Can you handle the truth? So asks Tesla Motors CEO Elon Musk. In a report posted Wednesday on Tesla’s site, Musk attempts to debunk the New York Times’ negative review of his company’s Model S electric car.
Citing data logged by the test vehicle itself, Musk claims that not only was the review factually inaccurate, but that reviewer John Broder took measures to intentionally drain the vehicle’s battery.
According to the report, the car never ran out of energy as Broder claimed. Nor did he make the effort to fully charge the vehicle during each of his three stops. Broder also drove well over the recommended speeds and kept the temperature in the car high, which further drained the batteryr.

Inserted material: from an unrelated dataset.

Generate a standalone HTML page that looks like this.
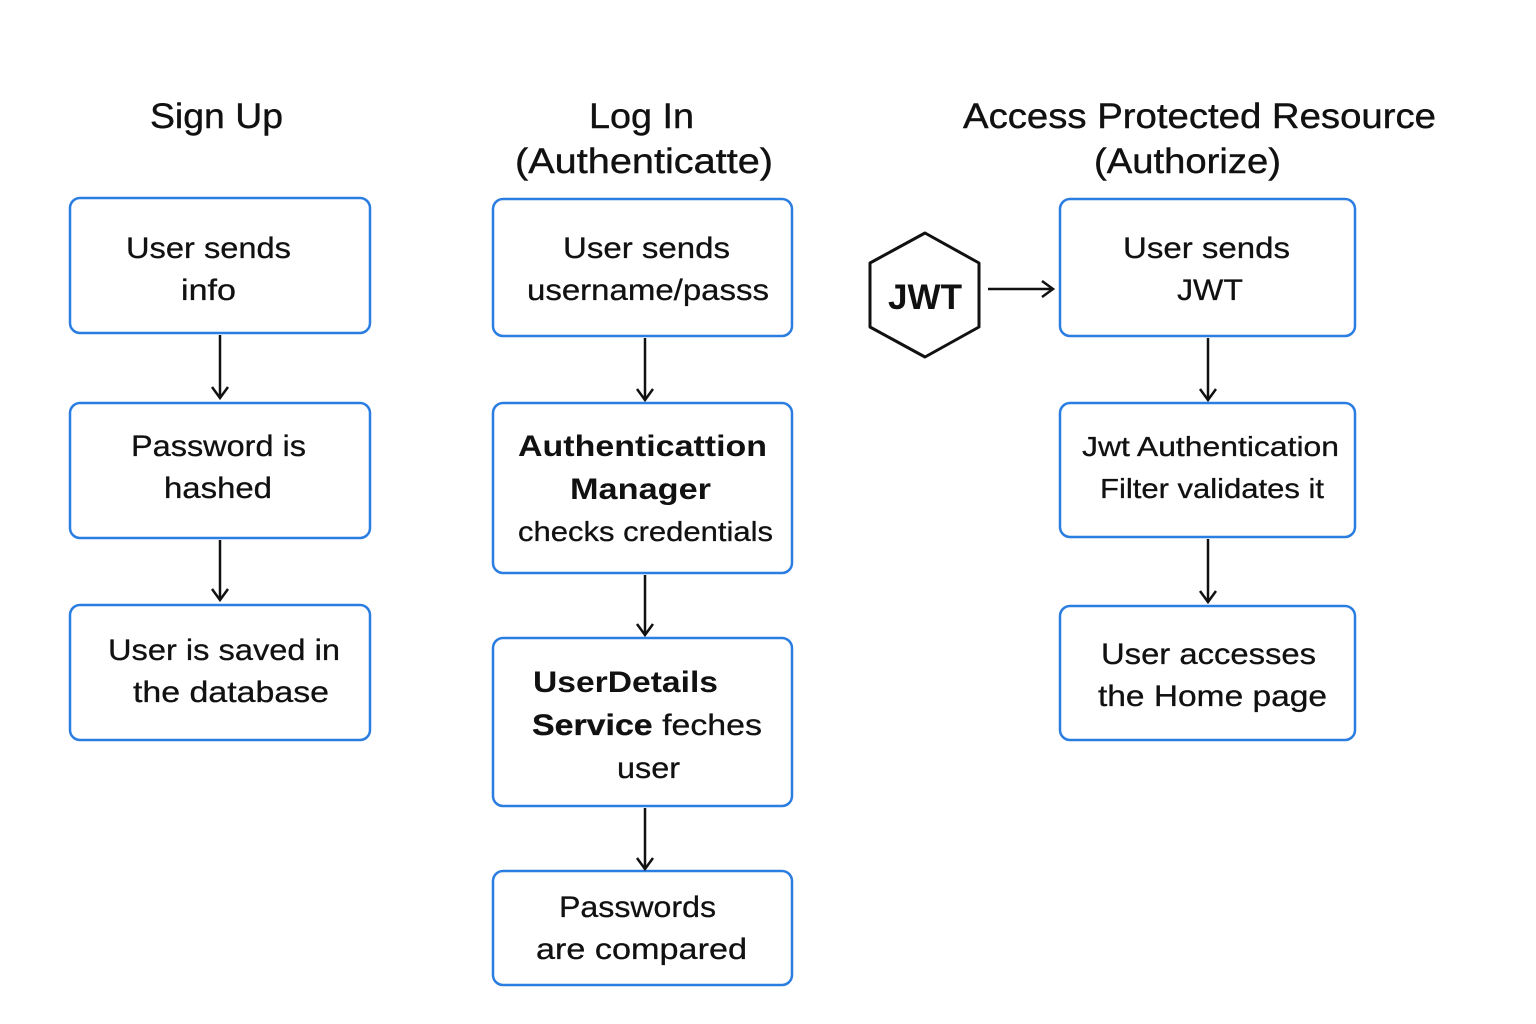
<!DOCTYPE html>
<html><head><meta charset="utf-8"><style>
html,body{margin:0;padding:0;background:#fff;}
svg{display:block;font-family:"Liberation Sans",sans-serif;}
</style></head><body>
<svg width="1536" height="1024" viewBox="0 0 1536 1024" xmlns="http://www.w3.org/2000/svg">
<defs>
<marker id="ah" markerWidth="16" markerHeight="20" refX="13" refY="10" orient="auto" markerUnits="userSpaceOnUse">
<path d="M2,2 L13,10 L2,18" fill="none" stroke="#111" stroke-width="2.5"/>
</marker>
</defs>
<g fill="#111" font-size="35" stroke="#111" stroke-width="0.4">
<text x="150" y="128" textLength="133" lengthAdjust="spacingAndGlyphs">Sign Up</text>
<text x="589" y="128" textLength="105" lengthAdjust="spacingAndGlyphs">Log In</text>
<text x="515" y="173" textLength="258" lengthAdjust="spacingAndGlyphs">(Authenticatte)</text>
<text x="963" y="128" textLength="473" lengthAdjust="spacingAndGlyphs">Access Protected Resource</text>
<text x="1094" y="173" textLength="187" lengthAdjust="spacingAndGlyphs">(Authorize)</text>
</g>
<g fill="none" stroke="#2a7de1" stroke-width="2.5">
<rect x="70" y="198" width="300" height="135" rx="10"/>
<rect x="70" y="403" width="300" height="135" rx="10"/>
<rect x="70" y="605" width="300" height="135" rx="10"/>
<rect x="493" y="199" width="299" height="137" rx="10"/>
<rect x="493" y="403" width="299" height="170" rx="10"/>
<rect x="493" y="638" width="299" height="168" rx="10"/>
<rect x="493" y="871" width="299" height="114" rx="10"/>
<rect x="1060" y="199" width="295" height="137" rx="10"/>
<rect x="1060" y="403" width="295" height="134" rx="10"/>
<rect x="1060" y="606" width="295" height="134" rx="10"/>
</g>
<g stroke="#111" stroke-width="2.5" marker-end="url(#ah)">
<line x1="220" y1="335" x2="220" y2="398"/>
<line x1="220" y1="540" x2="220" y2="600"/>
<line x1="645" y1="338" x2="645" y2="400"/>
<line x1="645" y1="575" x2="645" y2="635"/>
<line x1="645" y1="808" x2="645" y2="869"/>
<line x1="1208" y1="338" x2="1208" y2="400"/>
<line x1="1208" y1="539" x2="1208" y2="602"/>
<line x1="988" y1="289" x2="1053" y2="289"/>
</g>
<path d="M925,233 L979,263 L979,327 L925,357 L870,327 L870,263 Z" fill="none" stroke="#111" stroke-width="3" stroke-linejoin="round"/>
<text x="888" y="309" font-size="35" font-weight="bold" fill="#111" textLength="74" lengthAdjust="spacingAndGlyphs">JWT</text>
<g fill="#111" font-size="30" stroke="#111" stroke-width="0.3">
<text x="126" y="258" textLength="165" lengthAdjust="spacingAndGlyphs">User sends</text>
<text x="181" y="300" textLength="55" lengthAdjust="spacingAndGlyphs">info</text>
<text x="131" y="456" textLength="175" lengthAdjust="spacingAndGlyphs">Password is</text>
<text x="164" y="498" textLength="108" lengthAdjust="spacingAndGlyphs">hashed</text>
<text x="108" y="660" textLength="232" lengthAdjust="spacingAndGlyphs">User is saved in</text>
<text x="133" y="702" textLength="196" lengthAdjust="spacingAndGlyphs">the database</text>
<text x="563" y="258" textLength="167" lengthAdjust="spacingAndGlyphs">User sends</text>
<text x="527" y="300" textLength="242" lengthAdjust="spacingAndGlyphs">username/passs</text>
<text x="518" y="456" font-weight="bold" stroke-width="0" textLength="249" lengthAdjust="spacingAndGlyphs">Authenticattion</text>
<text x="570" y="499" font-weight="bold" stroke-width="0" textLength="141" lengthAdjust="spacingAndGlyphs">Manager</text>
<text x="518" y="541" font-size="28" textLength="255" lengthAdjust="spacingAndGlyphs">checks credentials</text>
<text x="533" y="692" font-weight="bold" stroke-width="0" textLength="185" lengthAdjust="spacingAndGlyphs">UserDetails</text>
<text x="532" y="735" textLength="230" lengthAdjust="spacingAndGlyphs"><tspan font-weight="bold">Service</tspan> feches</text>
<text x="617" y="778" textLength="63" lengthAdjust="spacingAndGlyphs">user</text>
<text x="559" y="917" textLength="157" lengthAdjust="spacingAndGlyphs">Passwords</text>
<text x="536" y="959" textLength="211" lengthAdjust="spacingAndGlyphs">are compared</text>
<text x="1123" y="258" textLength="167" lengthAdjust="spacingAndGlyphs">User sends</text>
<text x="1177" y="300" textLength="66" lengthAdjust="spacingAndGlyphs">JWT</text>
<text x="1082" y="456" font-size="28" textLength="257" lengthAdjust="spacingAndGlyphs">Jwt Authentication</text>
<text x="1100" y="498" font-size="28" textLength="224" lengthAdjust="spacingAndGlyphs">Filter validates it</text>
<text x="1101" y="664" textLength="215" lengthAdjust="spacingAndGlyphs">User accesses</text>
<text x="1098" y="706" textLength="229" lengthAdjust="spacingAndGlyphs">the Home page</text>
</g>
</svg>
</body></html>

Musk also suggests that Broder may have a bias against electric cars, citing past articles in which the author expressed negative views on the vehicles in general:
We assumed that the reporter would be fair and impartial, as has been our experience with The New York Times, an organization that prides itself on journalistic integrity. As a result, we did not think to read his past articles and were unaware of his outright disdain for electric cars. We were played for a fool and as a result, let down the cause of electric vehicles. For that, I am deeply sorry.
When the facts didn’t suit his opinion, he simply changed the facts. Our request of The New York Times is simple and fair: please investigate this article and determine the truth.
The Times has yet to post an official response, though Broder did post a column on Tuesday, refuting some of the claims Musk had made on Twitter and reiterating that his account of the test drive was not faked. A further response is expected later today.
The car blog Jalopnik has offered an explanation as to how both Broder and Musk could be kind of right.